When a voiceless sound like [s] precedes a voiced consonant like "L" [l], it can cause the voiced consonant to become voiceless. Phoneticians and phonologists call this voicing assimilation. English speakers make the "L" sound voiceless in words like "play" [pl̥eɪ] (the dot under the consonant indicates that it is voiceless). Try saying "play" and holding the "L" sound. It should not sound like a typical "L" sound to you (and if you say "puh-lay", you're cheating). The "L" is voiceless here because the "p" sound is voiceless. Grover's voice did this in the clip - he says [ðætsʌ̃sl̥ʌkən...].
But why does this sound like "f"? A voiceless "L" sound actually sounds an awful lot like 'f' - it shares a lot more of the acoustic characteristics with "f" than it does with other sounds that you are used to. It is possible to hear [sl̥] as [f] as a result. However, this misperception is in your ears. If you are not used to listening for these sorts of phonetic sequences, especially when people (or muppets) are speaking quickly, then you might mis-hear these sequences.

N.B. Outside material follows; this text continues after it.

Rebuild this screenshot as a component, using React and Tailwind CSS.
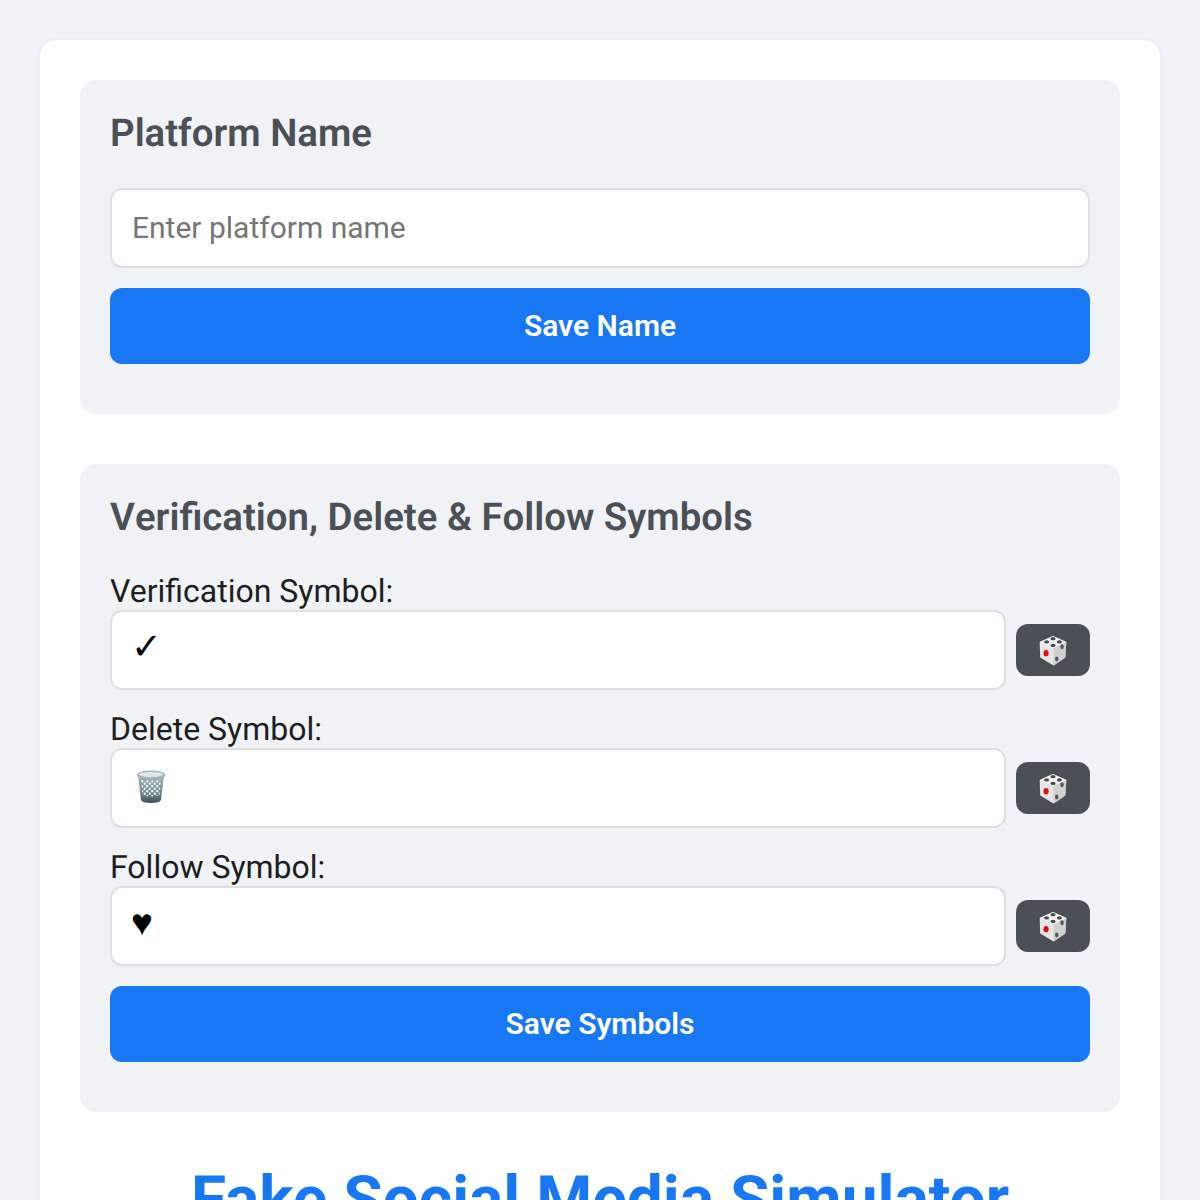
const DiceIcon = () => (
  <svg width="32" height="33" viewBox="0 0 30 30">
    <path d="M15 1.5 L27.5 7 L26.5 21.5 L15.5 29 L3 21.5 L2.5 7 Z" fill="#e6e6e6" />
    <path d="M15 1.5 L27.5 7 L15.5 13 L2.5 7 Z" fill="#f2f2f2" />
    <path d="M15.5 13 L27.5 7 L26.5 21.5 L15.5 29 Z" fill="#d0d0d0" />
    <ellipse cx="15" cy="3.9" rx="2.4" ry="1.5" fill="#4a4a4a" />
    <ellipse cx="9" cy="7" rx="2.4" ry="1.5" fill="#4a4a4a" />
    <ellipse cx="21" cy="7" rx="2.4" ry="1.5" fill="#4a4a4a" />
    <ellipse cx="15" cy="10.2" rx="2.4" ry="1.5" fill="#4a4a4a" />
    <ellipse cx="8.5" cy="17.5" rx="2.4" ry="3" fill="#e01010" />
    <ellipse cx="23.5" cy="11.5" rx="1.6" ry="2.3" fill="#555" />
    <ellipse cx="18.5" cy="23" rx="1.6" ry="2.3" fill="#555" />
  </svg>
);

const TrashIcon = () => (
  <svg width="30" height="34" viewBox="0 0 30 34">
    <defs>
      <linearGradient id="bin" x1="0" y1="0" x2="0" y2="1">
        <stop offset="0" stopColor="#9fb3bb" />
        <stop offset="0.65" stopColor="#70868f" />
        <stop offset="1" stopColor="#3f4e56" />
      </linearGradient>
      <pattern id="holes" width="5" height="5" patternUnits="userSpaceOnUse">
        <circle cx="1.25" cy="1.25" r="1.15" fill="#ffffff" />
        <circle cx="3.75" cy="3.75" r="1.15" fill="#ffffff" />
      </pattern>
    </defs>
    <path d="M2 5 L5 30 Q6 33 15 33 Q24 33 25 30 L28 5 Z" fill="url(#bin)" />
    <path d="M4.5 9 L6.5 25 Q15 28 23.5 25 L25.5 9 Q15 12 4.5 9 Z" fill="url(#holes)" />
    <ellipse cx="15" cy="5" rx="13.5" ry="3.6" fill="none" stroke="#a6b6bd" strokeWidth="1.6" />
    <ellipse cx="15" cy="5" rx="11" ry="2.2" fill="#dde3e6" />
  </svg>
);

const SymbolRow = ({ label, value, icon }) => (
  <div className="mb-5">
    <label className="block text-[32px] leading-[38px] text-[#1c1e21]">{label}</label>
    <div className="flex items-center gap-[10px]">
      <div className="relative flex-1">
        <input
          type="text"
          defaultValue={value}
          className="block w-full h-20 pl-[19px] pr-5 pb-2 bg-white border-2 border-[#dddfe2] rounded-xl text-[37px] text-black outline-none"
        />
        {icon && <div className="absolute left-[26px] top-[22px]">{icon}</div>}
      </div>
      <button type="button" className="w-[74px] h-[52px] flex items-center justify-center rounded-xl bg-[#4b4f56]">
        <DiceIcon />
      </button>
    </div>
  </div>
);

const App = () => {
  return (
    <div className="min-h-screen bg-[#f0f2f5] p-10 font-['Roboto',sans-serif] [text-rendering:geometricPrecision]">
      <div className="bg-white rounded-2xl p-10 shadow-[0_0_4px_rgba(0,0,0,0.06)]">
        <section className="bg-[#f0f2f5] rounded-2xl p-[30px] mb-[50px]">
          <h2 className="pt-px text-[38.4px] leading-[46px] font-semibold text-[#4b4f56] mb-[31px] [font-kerning:none]">Platform Name</h2>
          <input
            type="text"
            placeholder="Enter platform name"
            className="block w-full h-20 px-5 pb-0.5 mb-5 bg-white border-2 border-[#dddfe2] rounded-xl text-[30px] outline-none placeholder:text-[#757575]"
          />
          <button type="button" className="block w-full h-[76px] pb-0.5 mb-5 rounded-xl bg-[#1877f2] text-white text-[30px] font-semibold">
            Save Name
          </button>
        </section>

        <section className="bg-[#f0f2f5] rounded-2xl p-[30px] mb-[50px]">
          <h2 className="pt-px text-[38.4px] leading-[46px] font-semibold text-[#4b4f56] mb-[31px] [font-kerning:none]">Verification, Delete &amp; Follow Symbols</h2>
          <SymbolRow label="Verification Symbol:" value="✓" />
          <SymbolRow label="Delete Symbol:" value="" icon={<TrashIcon />} />
          <SymbolRow label="Follow Symbol:" value="♥" />
          <button type="button" className="block w-full h-[76px] pb-0.5 mb-5 rounded-xl bg-[#1877f2] text-white text-[30px] font-semibold">
            Save Symbols
          </button>
        </section>

        <h1 className="text-[64px] leading-[75px] font-bold text-center text-[#1877f2]">Fake Social Media Simulator</h1>
      </div>
    </div>
  );
};

export default App;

That brings us to the big leap. Take a look at the phonetic differences between Grover's utterance and a sequence with the F-bomb in it:
[ðætsʌ̃sl̥ʌkən...] - 'that sounds like an' - Grover's speech
[ðætsʌ̃fʌkən...] - 'that's a f*ckin' - speech with the F-bomb
The only differences here between the two phrases is in the initial consonants and, for reasons described above, listeners are likely to mishear such sequences. Grover, in my estimation, is a perfectly well-behaved muppet. Though, he should maybe cut down on the coffee consumption.